Having fluctuated between 100 and 120 dollars per barrel since 2011, the oil price adopted a steeply bearish trend from mid-2014 onwards. In early 2016, it hit $30 per barrel before stabilising at 45 - 55 since then.

The reasons for the fall in the price of crude are well recognised, stemming primarily from supply issues. The exploitation of US shale oil benefitted from a constant improvement in extraction techniques, which triggered a surge in drilling. This increase in activity curbed the decline in US oil production which had begun in the mid-1980s … and even inversed the trend. This was particularly the case in 2014, when oil production increased by more than 1.5 million barrels per day and contributed heavily to the growth in global output (Chart 1). The collapse in the oil price has since curbed US oil production however. Nevertheless, the determination of Saudi Arabia and Russia to maintain output at a high level, coupled with the lifting of sanctions against Iran, has prevented the oil market from reaching equilibrium. Stocks have continued to accumulate since 2014 and have reached all-time highs (Chart 2).

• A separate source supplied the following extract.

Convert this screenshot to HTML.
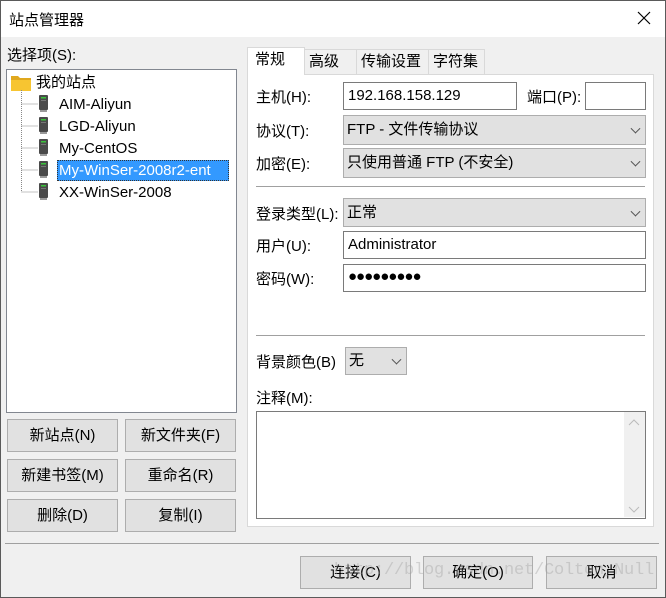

The agreement reached in Vienna on 30 November 2016 marks a turning point however. After having maintained production at a high level for a long period in order to squeeze out the US shale oil producers, the other major oil producers, financially weighed down by this strategy, reached an agreement to cut output. This is the first production limitation treaty since Oran in 2008. OPEC members agreed to cut output by 1.2 million barrels per day (MBD) as of 1 January 2017. Furthermore, the scope of the agreement extends beyond OPEC, as eleven countries in total, including the leading global producer Russia, have agreed to participate in rebalancing the oil market, by reducing output by almost 0.6 MBD.

There is clearly still a risk of the agreed quotas being applied. The agreement should nonetheless provide a floor level for the price of oil. The price is unlikely to surge however, as a heavy volume of stocks remains to be resorbed (Chart 3) and a rapid price rise would undoubtedly rekindle oil production in the US!